Three moves I'd make (and made):
- Become the person who ships with AI, not despite it. The developers thriving right now treat AI as a force multiplier and can demonstrate 3–5x personal throughput. That skill is provable in a portfolio; degrees aren't required to show it.
- Move up the stack to outcomes. Learn to talk to users, scope problems, and own delivery. The one-person-team era rewards range.
- Consider small. While big tech cuts, AI-native startups and small studios are building more with fewer people — and a laid-off enterprise engineer's skills go furthest where there's no bureaucracy to absorb them. Some of the best businesses of this decade will be started by people on this year's layoff lists.
The Bottom Line
The 2026 layoff wave is two stories wearing one headline. Story one: corporations redirecting payroll into a $700 billion infrastructure bet, using AI as the acceptable public reason — with early data showing no financial payoff yet. Story two, the real one: the cost of building and operating software has genuinely collapsed, and the advantage has shifted to small, fast, senior, AI-fluent teams — and to the small businesses that hire them.
Big tech is restructuring around that truth clumsily and publicly. Small teams get to just... use it.
If you're a business owner wondering what the new economics make possible for you — a product idea that was too expensive in 2021, a workflow that should be automated — tell us what you're thinking. We'll give you an honest read on cost and scope in 2026 terms, and honest includes "you don't need us for this."
Frequently Asked Questions
How many tech workers have been laid off in 2026?
As of mid-July 2026, trackers report roughly 185,000 workers cut across 267 layoff events — nearly double the daily pace of 2025. Projections suggest the full year could approach 370,000, near the post-pandemic record set in 2023.
Is AI really the cause of the 2026 layoffs?
Partially. Challenger, Gray & Christmas data attributes between 8% and 26% of cuts to AI depending on the month — making AI the fifth most-cited reason, behind market conditions and restructuring. Industry leaders including Nvidia's Jensen Huang and OpenAI's Sam Altman have acknowledged "AI washing": companies blaming AI for cuts they would have made anyway. Genuine AI displacement is concentrated in entry-level engineering, support, and middle-management roles.
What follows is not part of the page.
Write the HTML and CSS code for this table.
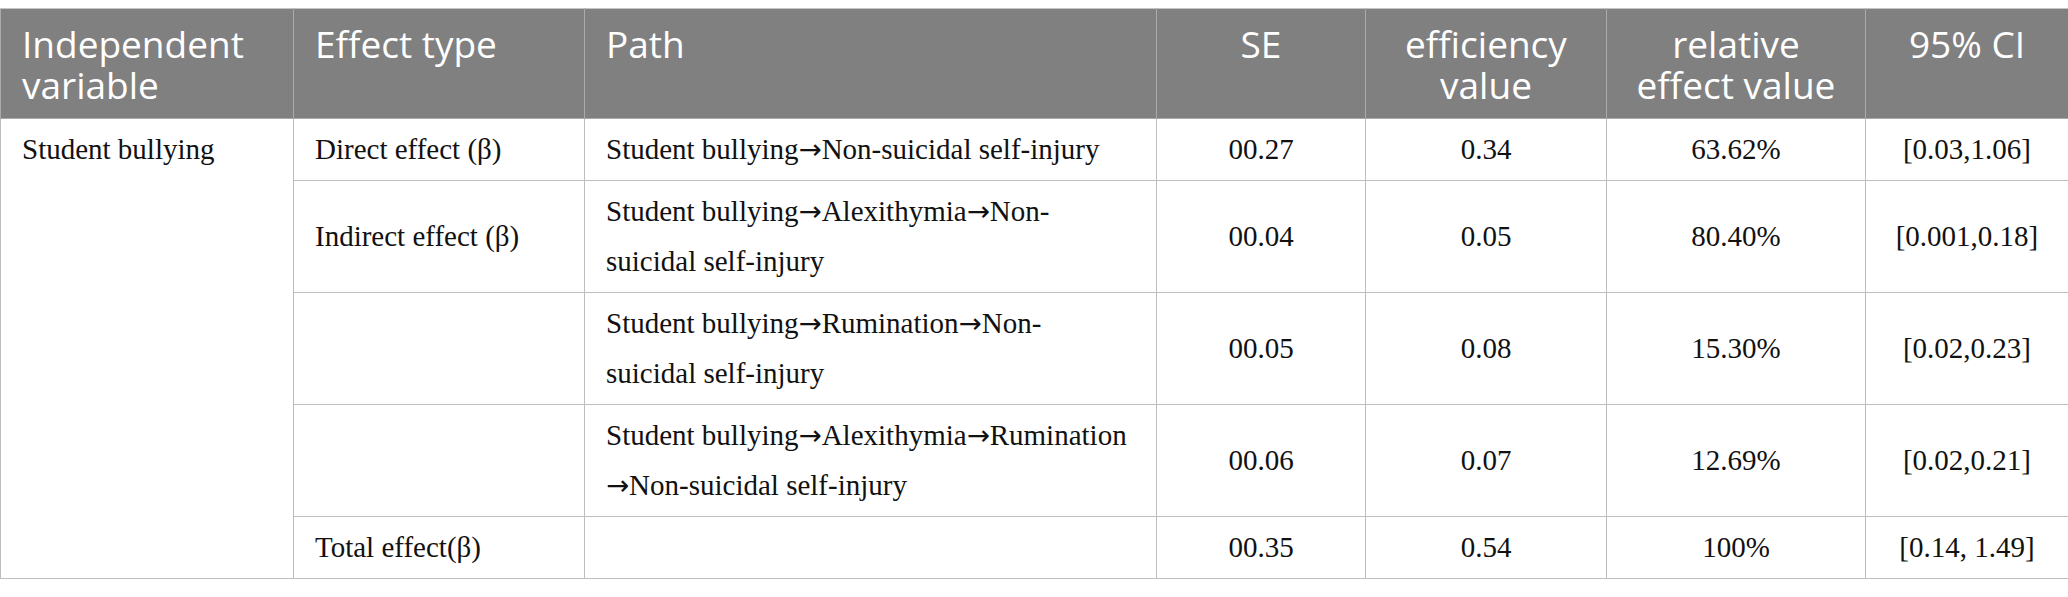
FILE: index.html
```html
<!DOCTYPE html>
<html>
<head>
<meta charset="utf-8">
<link rel="stylesheet" href="styles.css">
</head>
<body>
<div class="page">
<table class="data">
<colgroup>
<col class="c1"><col class="c2"><col class="c3"><col class="c4"><col class="c5"><col class="c6"><col class="c7">
</colgroup>
<thead>
<tr>
<th class="left">Independent variable</th>
<th class="left">Effect type</th>
<th class="left">Path</th>
<th>SE</th>
<th>efficiency value</th>
<th>relative effect value</th>
<th>95% CI</th>
</tr>
</thead>
<tbody>
<tr>
<td class="left top" rowspan="5">Student bullying</td>
<td class="left">Direct effect (β)</td>
<td class="left path">Student bullying<span class="arr">→</span>Non-suicidal self-injury</td>
<td>00.27</td>
<td>0.34</td>
<td>63.62%</td>
<td>[0.03,1.06]</td>
</tr>
<tr>
<td class="left">Indirect effect (β)</td>
<td class="left path">Student bullying<span class="arr">→</span>Alexithymia<span class="arr">→</span>Non-<br>suicidal self-injury</td>
<td>00.04</td>
<td>0.05</td>
<td>80.40%</td>
<td>[0.001,0.18]</td>
</tr>
<tr>
<td class="left"></td>
<td class="left path">Student bullying<span class="arr">→</span>Rumination<span class="arr">→</span>Non-<br>suicidal self-injury</td>
<td>00.05</td>
<td>0.08</td>
<td>15.30%</td>
<td>[0.02,0.23]</td>
</tr>
<tr>
<td class="left"></td>
<td class="left path">Student bullying<span class="arr">→</span>Alexithymia<span class="arr">→</span>Rumination<br><span class="arr">→</span>Non-suicidal self-injury</td>
<td>00.06</td>
<td>0.07</td>
<td>12.69%</td>
<td>[0.02,0.21]</td>
</tr>
<tr>
<td class="left">Total effect(β)</td>
<td class="left"></td>
<td>00.35</td>
<td>0.54</td>
<td>100%</td>
<td>[0.14, 1.49]</td>
</tr>
</tbody>
</table>
</div>
</body>
</html>
```
FILE: styles.css
```css
html, body {
  margin: 0;
  padding: 0;
  background: #ffffff;
}
.page {
  padding-top: 8px;
}
.data {
  width: 2068px;
  table-layout: fixed;
  border-collapse: collapse;
}
.c1 { width: 293px; }
.c2 { width: 291px; }
.c3 { width: 572px; }
.c4 { width: 209px; }
.c5 { width: 241px; }
.c6 { width: 259px; }
.c7 { width: 203px; }

.data th {
  background: #7f807f;
  color: #ffffff;
  font-family: "Open Sans", "Noto Sans", sans-serif;
  font-weight: 400;
  font-size: 37px;
  line-height: 41px;
  text-align: center;
  vertical-align: top;
  padding: 14px 21px 13px 21px;
  border: 1px solid #a9aaa9;
  border-top-color: #c4c4c4;
  height: 82px;
}
.data td {
  font-family: "Liberation Serif", "Times New Roman", serif;
  font-size: 29px;
  line-height: 50px;
  color: #111111;
  text-align: center;
  vertical-align: middle;
  padding: 5px 21px 6px 21px;
  border: 1px solid #bdbdbd;
}
.data .left {
  text-align: left;
}
.data td.top {
  vertical-align: top;
}
.data td.path {
  padding-right: 4px;
  white-space: nowrap;
}
.arr {
  font-family: "DejaVu Sans", sans-serif;
  font-size: 0.95em;
}
```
What is "AI washing" in layoffs?
AI washing is when a company attributes layoffs to artificial intelligence because it sounds strategic to investors, when the actual causes are overhiring, cost-cutting, or restructuring. Deutsche Bank analysts predicted it would be "a significant feature of 2026," and a May 2026 Gartner study found companies making the deepest AI-cited cuts showed no improvement in financial returns.
Which tech jobs are safest from AI in 2026?
Roles that remain in shortage even at companies conducting layoffs include machine learning infrastructure, model evaluation, AI safety, applied research, and senior engineers who combine system design with product judgment. The roles most exposed are those centered on converting well-defined specifications into code or handling routine, repetitive digital tasks.
Do the 2026 layoffs make custom software cheaper for small businesses?
Yes, meaningfully. AI-assisted development has compressed build timelines and costs, and the talent market now includes a large pool of experienced engineers open to contract work. Projects priced out of reach for small businesses in 2021 are frequently viable in 2026 — worth re-quoting before assuming custom software is too expensive.